Conceptualmente, democracia directa es aquella en que el pueblo ejerce el gobierno del Estado por sí mismo, esto es, sin intermediarios, en contraste con la democracia indirecta o representativa en que la sociedad está gobernada por personas elegidas por ella y a quienes confía el cumplimiento de funciones de mando de naturaleza y duración determinadas y sobre cuya gestión conserva el derecho a una fiscalización regular.
La democracia directa es un valor puramente conceptual. En rigor ella nunca existió ni puede existir. Ni aun la democracia ateniense, considerada tradicionalmente como modelo de gobierno ejercido por el pueblo, fue realmente directa, puesto que se limitó a la participación de la clase esclavista en las funciones directivas de la sociedad. La mayor parte de la población, constituida por esclavos, no tuvo la menor injerencia en ellas. Federico Engels, en su libro “El Origen de la Familia, la Propiedad Privada y del Estado” (1884), afirma que, en el tiempo de su mayor prosperidad, el conjunto de los ciudadanos libres de Atenas, incluidos mujeres y niños, componíase de 90.000 personas al lado de las cuales había 365.000 esclavos y 45.000 metecos, o sea extranjeros y libertos.
La democracia directa es un imposible físico porque no hay manera de que el pueblo, masivamente, tome en sus manos la conducción de sus destinos. De ahí que todo gobierno, desde las épocas primitivas en que el hombre valiente asumía la conducción del grupo, ha estado confiado a la gestión de un pequeño núcleo de personas. Y conforme pasa el tiempo el gobierno directo es cada vez más difícil, ya por la extensión de los territorios y la creciente densidad de la población, ya porque la civilización científica conduce hacia la división del trabajo, de manera que, mientras el sabio está en su laboratorio, el artista en sus creaciones y el industrial no puede abandonar su fábrica, ciertas personas asumen la responsabilidad de desempeñar diaria y asiduamente las tareas especializadas en que el gobierno consiste.
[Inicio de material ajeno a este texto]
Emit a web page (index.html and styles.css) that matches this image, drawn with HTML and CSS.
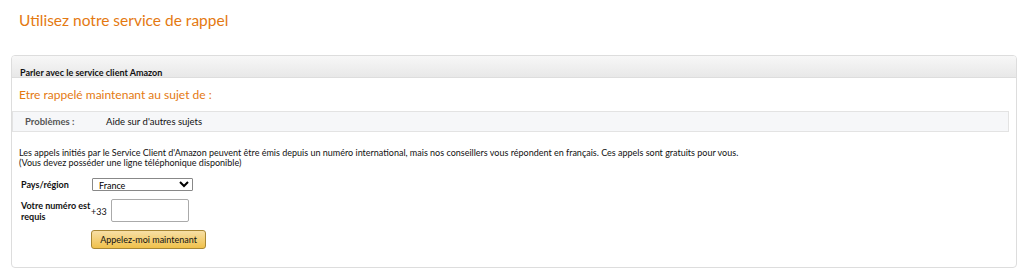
FILE: index.html
```html
<!DOCTYPE html>
<html>
<head>
	<meta charset="utf-8">
	<title>Service de rappel</title>
	<link rel="stylesheet" href="styles.css">
</head>
<body>
	<h1 class="page-title">Utilisez notre service de rappel</h1>

	<div class="box">
		<div class="box-header">Parler avec le service client Amazon</div>
		<div class="box-body">
			<h2 class="sub-title">Etre rappelé maintenant au sujet de :</h2>

			<div class="topic">
				<span class="topic-label">Problèmes :</span>
				<span class="topic-value">Aide sur d'autres sujets</span>
			</div>

			<p class="info">
				Les appels initiés par le Service Client d'Amazon peuvent être émis depuis un numéro international, mais nos conseillers vous répondent en français. Ces appels sont gratuits pour vous.<br>
				(Vous devez posséder une ligne téléphonique disponible)
			</p>

			<form class="call-form">
				<div class="row">
					<label for="country" class="row-label">Pays/région</label>
					<select id="country" class="country">
						<option>France</option>
					</select>
				</div>
				<div class="row">
					<label for="phone" class="row-label">Votre numéro est requis</label>
					<span class="prefix">+33</span>
					<input type="text" id="phone" class="phone">
				</div>
				<div class="row">
					<span class="row-label"></span>
					<button type="button" class="call-button">Appelez-moi maintenant</button>
				</div>
			</form>
		</div>
	</div>
</body>
</html>
```

FILE: styles.css
```css
body {
	font-family: Lato, "Open Sans", Arial, sans-serif;
	margin: 0;
	padding: 0 7px 0 11px;
	color: #111;
	background-color: #fff;
}

.page-title {
	font-size: 15.5px;
	font-weight: normal;
	color: #e47911;
	margin: 0;
	padding: 11px 0 0 8px;
	height: 44px;
}

.box {
	border: 1px solid #ddd;
	border-radius: 4px;
	height: 213px;
	box-sizing: border-box;
}

.box-header {
	height: 22px;
	box-sizing: border-box;
	padding: 11px 0 0 8px;
	font-size: 9px;
	font-weight: bold;
	color: #111;
	background: linear-gradient(#f7f7f7, #e8e8e8);
	border-bottom: 1px solid #ddd;
	border-radius: 3px 3px 0 0;
}

.box-body {
	padding: 0 7px 0 0;
}

.sub-title {
	font-size: 12px;
	font-weight: normal;
	color: #e47911;
	margin: 0;
	padding: 9px 0 0 7px;
	height: 24px;
}

.topic {
	display: flex;
	align-items: center;
	height: 21px;
	box-sizing: border-box;
	padding-left: 12px;
	background-color: #f6f7f9;
	border: 1px solid #e3e3e3;
	font-size: 9.5px;
}

.topic-label {
	width: 81px;
	font-weight: bold;
	color: #555;
}

.topic-value {
	color: #111;
}

.info {
	font-size: 9px;
	line-height: 10px;
	margin: 16px 0 0 7px;
}

.call-form {
	margin: 10px 0 0 9px;
	font-size: 9px;
}

.row {
	display: flex;
	align-items: center;
	margin-bottom: 8px;
}

.row-label {
	width: 70px;
	font-weight: bold;
	line-height: 11px;
}

.country {
	width: 101px;
	height: 13px;
	margin-left: 1px;
	font-family: Lato, "Open Sans", Arial, sans-serif;
	font-size: 9px;
	padding: 0 2px;
	border: 1px solid #888;
	border-radius: 1px;
	background-color: #fff;
}

.prefix {
	align-self: flex-end;
	margin-bottom: 5px;
	width: 20px;
}

.phone {
	width: 78px;
	height: 23px;
	box-sizing: border-box;
	border: 1px solid #aaa;
	border-radius: 2px;
}

.call-button {
	width: 115px;
	height: 19px;
	padding: 0;
	font-family: Lato, "Open Sans", Arial, sans-serif;
	font-size: 9px;
	color: #111;
	border: 1px solid #a88734;
	border-radius: 3px;
	background: linear-gradient(#f7dfa5, #f0c14b);
	cursor: pointer;
}
```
En consecuencia, la democracia directa tiene un carácter y un interés fundamentalmente teóricos puesto que en la experiencia humana no hay un solo sistema político que pueda ser exhibido como modelo de esta forma de gobierno. Ella tiene más de hipótesis de laboratorio que de dato de la experiencia. Jamás, en lugar alguno, la masa popular ha sido llamada a desempeñar las funciones gubernativas de la sociedad.
Convengamos en que las palabras del presidente Abraham Lincoln en su célebre discurso Gettysburg —noviembre 19 de 1863—, en el sentido de que la democracia es el gobierno del pueblo, por el pueblo y para el pueblo, que han trascendido en la historia como la más lúcida definición de democracia, no pasan de ser un acierto retórico.
Sin embargo, hay autores que piensan que la asamblea abierta, el >referéndum, el >plebiscito, la >iniciativa popular, la revocación o >recall y otras manifestaciones populares de este tipo son formas de democracia directa. Eso es de dudosa precisión. Entre otras razones, porque resulta muy forzado reducir toda la amplia y diversa gama de complejas gestiones de gobierno a unas cuantas operaciones de consulta al cuerpo de electores sobre temas de carácter general.
Por eso he dicho que la democracia directa, entendida como la activa e inmediata participación del pueblo en la dirección de los negocios públicos, es simplemente impracticable. ¿Cómo pudiera ser posible entenderse en una asamblea de varios millones de ciudadanos reunidos para aprobar una ley? ¿Dónde pudiera congregarse tanta gente? ¿Cómo sería posible reunir siquiera multitudes tan grandes?
En la realidad no cabe otra forma de democracia que la indirecta o representativa, en la que el pueblo ejerce el poder político por medio de sus “representantes”. Esta es la única modalidad democrática compatible con la creciente especialización técnica de las funciones de gobierno en la sociedad del conocimiento contemporánea y con el incesante crecimiento demográfico. Pero el hecho de desechar la quimera del gobierno directo no nos debe llevar a promover el gobierno de uno solo, como en las monarquías absolutas de los siglos anteriores o en las modernas monocracias, o el gobierno de algunos autoelegidos en provecho propio, como en los regímenes oligárquicos. Si el gobierno de “todos” es imposible, el gobierno de “uno” o de “algunos” resulta inconveniente. Hay que buscar una solución que concilie el interés general con la especificidad de las tareas de gobierno. Esa solución, con todas sus imperfecciones y su alta dosis de ficción, es la teoría de la >representación que salva de alguna manera el escollo al crear un mecanismo de elección de gobernantes llamados a ejercer el poder “en nombre” del pueblo, esto es, en su representación u ocupando su lugar. Esta es la democracia indirecta o representativa.